The attributes of the property are: the spatial plan of the industrial city, the public buildings and spaces, and residential buildings developed by Olivetti (including their extant interior elements). The influences of the Community Movement on the provision of buildings for residential and social purposes is an important intangible element, although the functions of most non-residential buildings have ceased.
The integrity of this urban area is based on the inclusion of the buildings, spaces and urban form required to convey the significance of Ivrea’s 20th century development. The state of conservation of the city’s components is variable. Many of the residential buildings exhibit a good/adequate state of conservation. However, the integrity of the property is considered to be vulnerable due many factors and pressures including the encroachment of new urban developments, the deteriorating condition of some key industrial buildings and building interiors, the existence of some visually intrusive new constructions inside the property boundary and its buffer zone, and loss of the original activities and purposes due to the decline in manufacturing. The high number of vacant buildings and the need to find new uses also contribute to Ivrea’s vulnerable integrity.
The authenticity of Ivrea is based on the high number and quality of urban and architectural projects that date to the primary period of Ivrea’s development as an industrial city. A detailed analysis of the individual components in terms of their form, design and materials, and their location and immediate environment has been undertaken, and many elements have maintained their original characteristics in spite of the changes to production that affected the city during the last two decades. While many residential, administrative and services buildings are intact, other have been renovated; and a large number of the buildings are currently vacant, with an uncertain future. There is a risk of gradual loss of the authenticity of the property due to large-scale refurbishment proposals, decay of the exterior finishing of the facades and deterioration of the interior decoration and detailing. Efforts have been made to develop new uses that are similar in type to their original uses (such as telecommunications, production or cultural activities).
Protection and management requirements
Ivrea is protected according to legislative regimes at the national, regional and local levels. These include the national Cultural Heritage and Landscape Code (revised in 2004); the Regional Landscape and Cultural Heritage Code and the Regional Landscape Plan (2015); and the Ivrea Land Use Plan (2006). National protection for Ivrea is in place only for some buildings, and is still to be completed. The system of legal protection is complex and multi-tiered, with a heavy reliance on the commitment, resources and expertise of both national and municipal authorities. Improved streamlining and coordination between the local, regional and national institutions is needed. The protection of the visual integrity of the property and its buffer zone will be strengthened by the adoption by Ivrea Council of the regulation of the regional landscape plan, integrating the guidelines and prescriptions directly relating to the protection, safeguard and enhancement of the property into the municipal regulations by October 2019. The municipal technical service department directly responds to proposed projects and grants authorisations, taking account of national, regional and local designations for buildings and landscape (for the buffer zone).
Challenges to the long-term conservation of the Outstanding Universal Value of Ivrea arise in relation to the resourcing of conservation and the need for new uses throughout the city’s elements. 44% of the former industrial and corporate buildings of the property are vacant or underused, and there are short-term needs for maintenance strategies.

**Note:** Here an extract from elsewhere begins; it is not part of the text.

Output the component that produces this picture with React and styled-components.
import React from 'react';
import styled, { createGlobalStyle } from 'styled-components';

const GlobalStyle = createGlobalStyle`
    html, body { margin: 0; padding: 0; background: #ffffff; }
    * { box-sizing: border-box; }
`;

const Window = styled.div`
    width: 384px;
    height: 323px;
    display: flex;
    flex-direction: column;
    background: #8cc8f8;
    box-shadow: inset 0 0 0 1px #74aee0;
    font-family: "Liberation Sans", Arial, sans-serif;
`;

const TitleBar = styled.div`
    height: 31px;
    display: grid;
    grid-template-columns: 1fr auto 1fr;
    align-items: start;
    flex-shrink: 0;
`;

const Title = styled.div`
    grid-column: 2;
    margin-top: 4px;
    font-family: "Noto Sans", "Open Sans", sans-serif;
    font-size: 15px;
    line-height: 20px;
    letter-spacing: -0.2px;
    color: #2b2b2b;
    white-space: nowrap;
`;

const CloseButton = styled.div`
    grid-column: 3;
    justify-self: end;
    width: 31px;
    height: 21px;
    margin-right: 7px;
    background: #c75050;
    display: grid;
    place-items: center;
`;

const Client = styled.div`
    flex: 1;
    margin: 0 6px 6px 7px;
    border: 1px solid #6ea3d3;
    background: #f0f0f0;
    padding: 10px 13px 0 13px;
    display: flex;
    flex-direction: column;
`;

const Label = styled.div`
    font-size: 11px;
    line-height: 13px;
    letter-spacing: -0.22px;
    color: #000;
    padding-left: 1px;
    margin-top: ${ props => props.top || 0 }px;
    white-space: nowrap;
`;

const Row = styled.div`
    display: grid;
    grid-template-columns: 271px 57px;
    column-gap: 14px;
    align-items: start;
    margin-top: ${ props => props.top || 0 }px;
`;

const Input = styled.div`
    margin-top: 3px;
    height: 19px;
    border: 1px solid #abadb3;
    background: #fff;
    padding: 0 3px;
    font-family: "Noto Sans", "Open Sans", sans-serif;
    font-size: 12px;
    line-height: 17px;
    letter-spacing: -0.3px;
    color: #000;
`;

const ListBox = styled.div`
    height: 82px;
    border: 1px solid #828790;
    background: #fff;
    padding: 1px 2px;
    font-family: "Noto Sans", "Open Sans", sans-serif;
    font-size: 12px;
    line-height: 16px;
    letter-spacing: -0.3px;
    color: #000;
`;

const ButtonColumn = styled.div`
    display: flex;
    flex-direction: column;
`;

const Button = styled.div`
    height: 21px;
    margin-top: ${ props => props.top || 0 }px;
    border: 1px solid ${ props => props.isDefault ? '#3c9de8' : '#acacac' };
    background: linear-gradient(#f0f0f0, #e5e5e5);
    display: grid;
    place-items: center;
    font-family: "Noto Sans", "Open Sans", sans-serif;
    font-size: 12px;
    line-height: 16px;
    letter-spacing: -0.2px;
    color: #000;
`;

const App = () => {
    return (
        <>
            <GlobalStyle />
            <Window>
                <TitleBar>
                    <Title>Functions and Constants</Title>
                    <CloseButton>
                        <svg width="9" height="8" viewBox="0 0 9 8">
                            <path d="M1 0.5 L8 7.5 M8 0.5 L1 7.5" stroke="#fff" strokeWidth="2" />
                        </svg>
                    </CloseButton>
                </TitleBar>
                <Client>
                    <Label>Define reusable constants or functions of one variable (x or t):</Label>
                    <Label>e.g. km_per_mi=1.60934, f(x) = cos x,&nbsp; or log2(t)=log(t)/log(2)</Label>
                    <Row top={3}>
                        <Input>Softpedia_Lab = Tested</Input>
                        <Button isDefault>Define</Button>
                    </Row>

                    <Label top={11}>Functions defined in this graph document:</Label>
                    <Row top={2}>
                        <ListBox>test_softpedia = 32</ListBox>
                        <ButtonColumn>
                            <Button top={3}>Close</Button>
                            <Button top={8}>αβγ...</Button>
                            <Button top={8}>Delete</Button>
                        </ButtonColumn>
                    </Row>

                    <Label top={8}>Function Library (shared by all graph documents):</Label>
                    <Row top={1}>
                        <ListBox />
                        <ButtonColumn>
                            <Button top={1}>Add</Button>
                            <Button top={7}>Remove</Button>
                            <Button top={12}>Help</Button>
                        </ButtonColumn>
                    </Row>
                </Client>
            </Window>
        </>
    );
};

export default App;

Engagement with residents and other users is an ongoing priority. Currently visitor levels are low, and there are plans to increase tourism capacity.
The Management Plan was updated in September 2017, and outlines a number of short and longer-term Action Plans for protection, conservation and documentation; capacity building; communication and education; and presentation. The management system includes a Steering Committee chaired by the Mayor; Technical Advisory Boards appointed by the Steering Committee; and the Site Coordinator. The General Secretary of the Municipality of Ivrea is the operating representative who coordinates all the municipal departments involved in the delivery of the actions in the management plan. The Municipality of Banchette has signed a Memorandum of Understanding to implement the Management Plan in relation to the small area occurring within its boundaries.

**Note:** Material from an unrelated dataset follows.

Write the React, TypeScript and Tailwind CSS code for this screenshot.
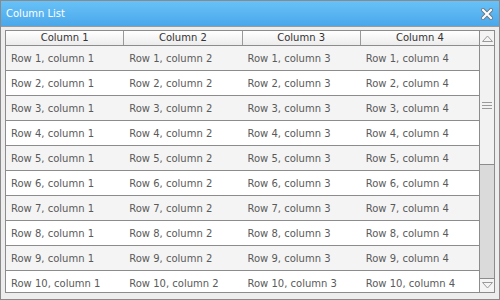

- Requests the State Party to:
- Finalise the adoption by Ivrea Council of the regulation of the regional landscape plan, integrating the guidelines and prescriptions directly relating to the protection, safeguarding and enhancement of the property into the municipal regulations by December 2019,
- Ensure effective coordination between national, regional and local levels of protection,
- Revise the property boundary to exclude the site of the recent housing project facing the ‘Red Brick building’ (Fabbrica di Mattoni Rossi), and include it in the buffer zone,
- Provide a strategic conservation plan for the property, including the planned conservation outcomes for each building, strategies for new uses of vacant buildings, and resources for maintenance and send it by December 2019;
- Recommends that the State Party give consideration to the following:
- Fully implementing and clearly setting out the monitoring system (including the frequency of measurement of indicators) in order to monitor the state of conservation of the attributes, and the mitigation of identified pressures,
- Ensuring that all new construction projects (including adaptive reuse) that could impact the Outstanding Universal Value of the property are the subject of Heritage Impact Assessment and are communicated to the World Heritage Centre in line with paragraph 172 of the Operational Guidelines.